What a profound approach: thinking before speaking. I suppose I should be delighted that I can do both rather well. They are lost arts.

I can't decide whether my self-examination is aimed at some discovery or if I am merely trying to avoid saying and doing things that will fall short of my intent, deliver a fool's message or, worse, tear down another.

Perhaps grace is getting the edge on my ego, that thing in me that has been the main ingredient in many of my accomplishments and that which has been responsible for most of my wickedness.

All of the years of my life have been kind to me, particularly my childhood years. But, the more I think about my childhood, the more I feel like I was shorted.

Even though our family did our share of traveling, my normal, daily environment, attending a micro-high school and living in what was essentially a ghost town, shaped my reality.

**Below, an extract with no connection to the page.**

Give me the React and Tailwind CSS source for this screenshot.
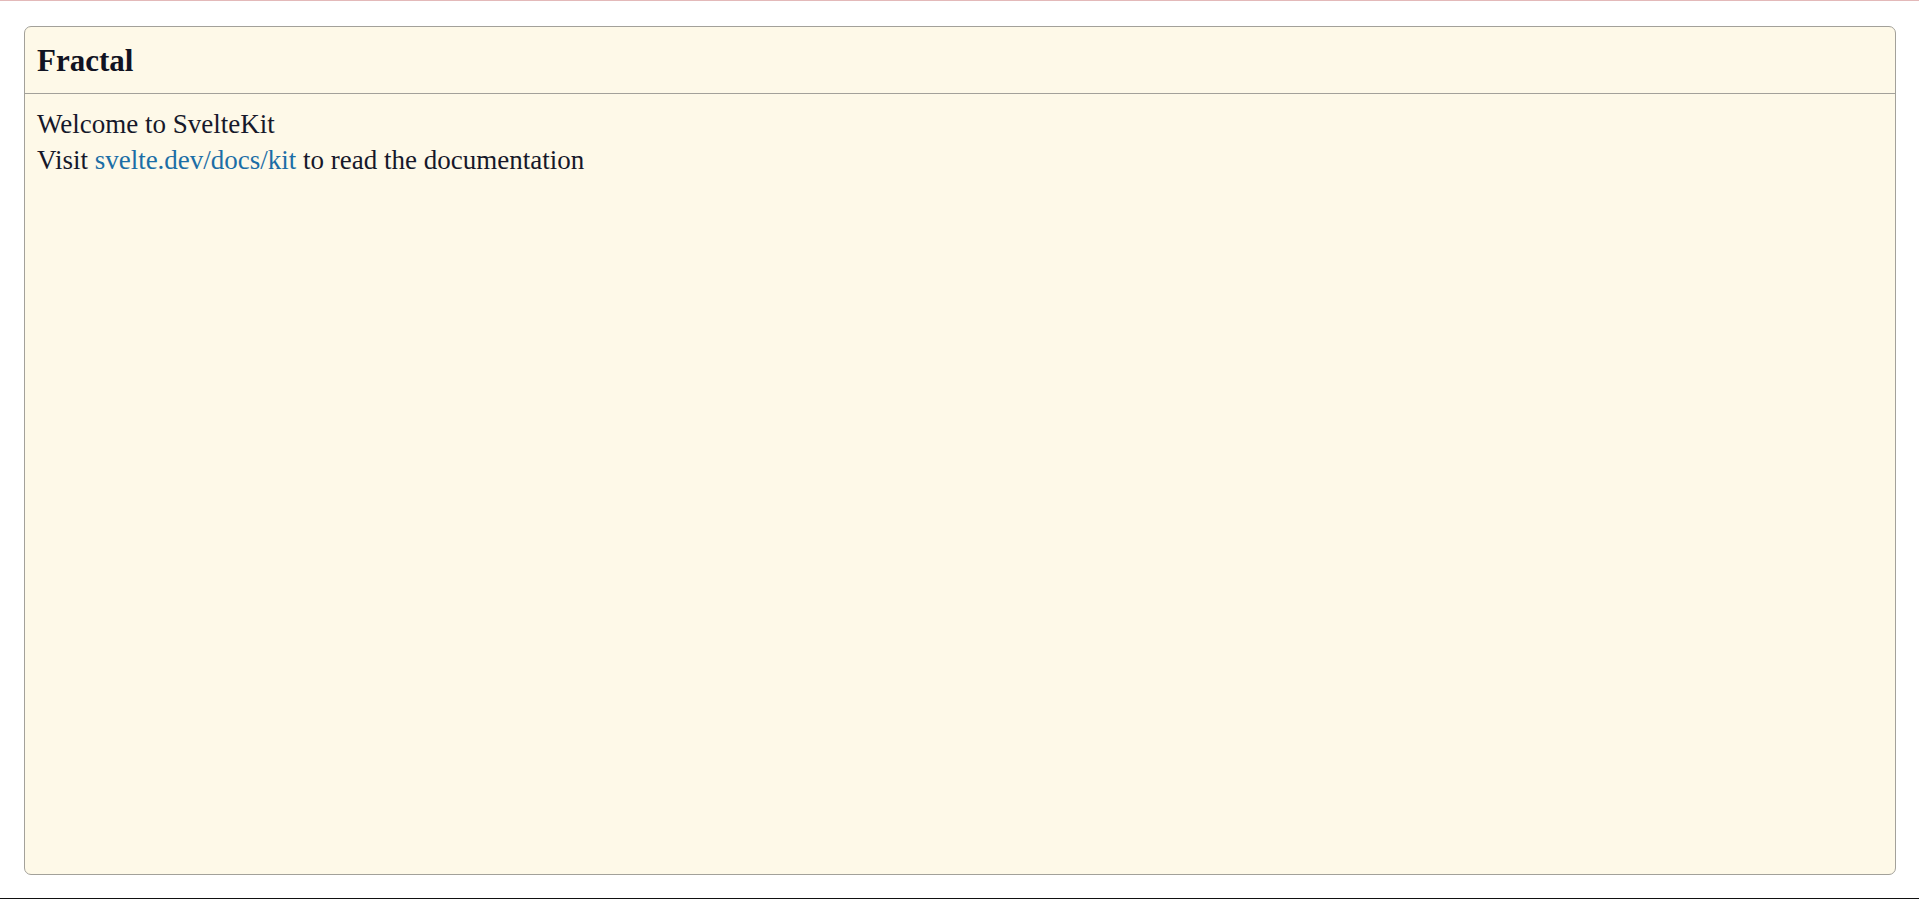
export default function App() {
  return (
    <div className="flex h-screen flex-col bg-white font-['Liberation_Serif',serif]">
      {/* top rule */}
      <div className="h-px bg-[#e3b9b9]" />

      <main className="flex flex-1 flex-col pl-6 pr-[23px] pt-[25px] pb-[23px]">
        <section className="flex flex-1 flex-col rounded-[7px] border border-[#a3a19a] bg-[#fef9e8]">
          <header className="border-b border-[#a3a19a] px-3 pt-[16px] pb-[14px]">
            <h1 className="text-[31px] font-bold leading-[36px] text-[#111322]">
              Fractal
            </h1>
          </header>
          <div className="px-3 pt-3 text-[27px] leading-[36px] text-[#16182a]">
            <p>Welcome to SvelteKit</p>
            <p>
              Visit{' '}
              <a href="#" className="text-[#1b6ea6]">
                svelte.dev/docs/kit
              </a>{' '}
              to read the documentation
            </p>
          </div>
        </section>
      </main>

      {/* bottom rule */}
      <div className="h-px bg-[#111111]" />
    </div>
  );
}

And despite its wholesome, know-your-neighbor goodness, and the comfort in its cradled safety, it was an enemy of human ambition and drive to improve oneself. Being a product of the state's

smallest public school district most certainly has its advantages, but we maximize our potential by competing with our peers. And personal achievement is skewed measured against the abilities of so few.

In that environment, only the extremely gifted and extremely disciplined will get the best of themselves, if even they can. Because the metaphorical "bar" is set on several fronts and peer review and comparison is right up there among the most important of them.

The lack of a more diversified and talented group of peers and about a hundred other circumstances and happenstances in the 1970s and 1980s twisted how I weighed myself against the world. It's proving to be difficult work convincing myself that I am far from being where I ought to be intellectually and even further from being whole.